Chemical functionalization of BN graphene with the metal-arene group: a theoretical study

Abstract

Chemical functionalization of BN graphene allows wider flexibility in engineering its electronic and magnetic properties as well as its chemical reactivity, thus making it have potential applications in many fields. In the present work, the chemical functionalization of BN graphene with six different metal-arenes (MC₆H₆, M = Ti, V, Cr, Mn, Fe, and Co) has been studied systematically by performing density functional theory (DFT) calculations.

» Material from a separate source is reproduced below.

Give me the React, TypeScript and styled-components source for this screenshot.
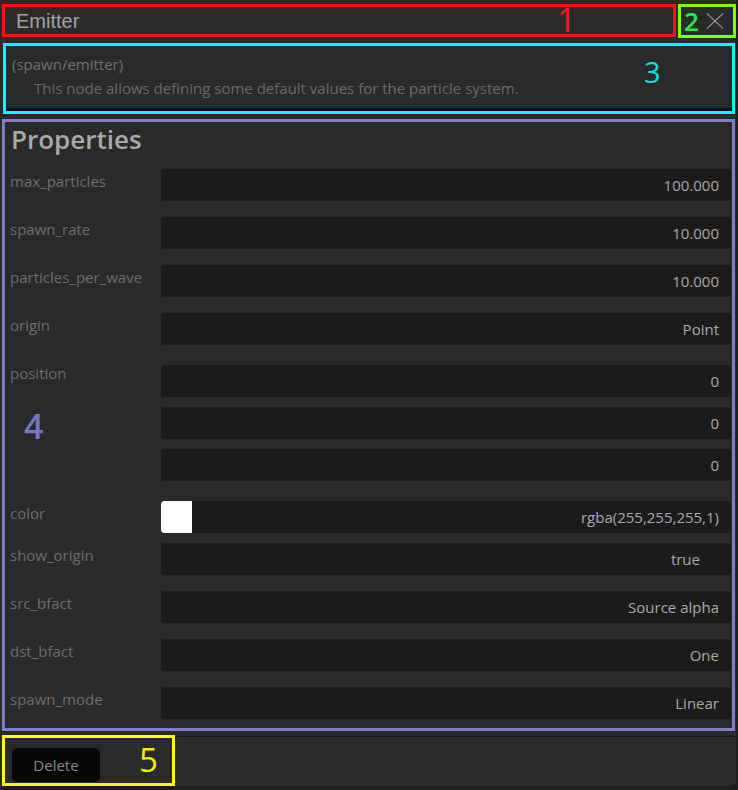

Particular attention is paid to searching for the most stable configurations, calculating the corresponding binding energies, and evaluating the effects of MC₆H₆ functionalization on the electronic and magnetic properties of BN graphene. We find that all of the studied MC₆H₆ groups can be stably adsorbed on BN graphene, with binding energies ranging from 0.97 eV (for FeC₆H₆) to 1.40 eV (for MnC₆H₆), which are weakly dependent on the concentration of adsorbates. Moreover, the adsorption of MC₆H₆ groups can induce certain impurity states within the band gap of the pristine BN graphene, leading to a reduction of the band gap. Most MC₆H₆/BN graphenes exhibit nonzero magnetic moments, contributed largely by the transition metal atoms. Interestingly, the adsorption of an O₂ molecule on BN graphene is greatly enhanced due to MC₆H₆ functionalization. The elongation of the O–O bonds of the adsorbed O₂ molecules indicates that MC₆H₆/BN graphenes could be used to fabricate oxidative catalysts.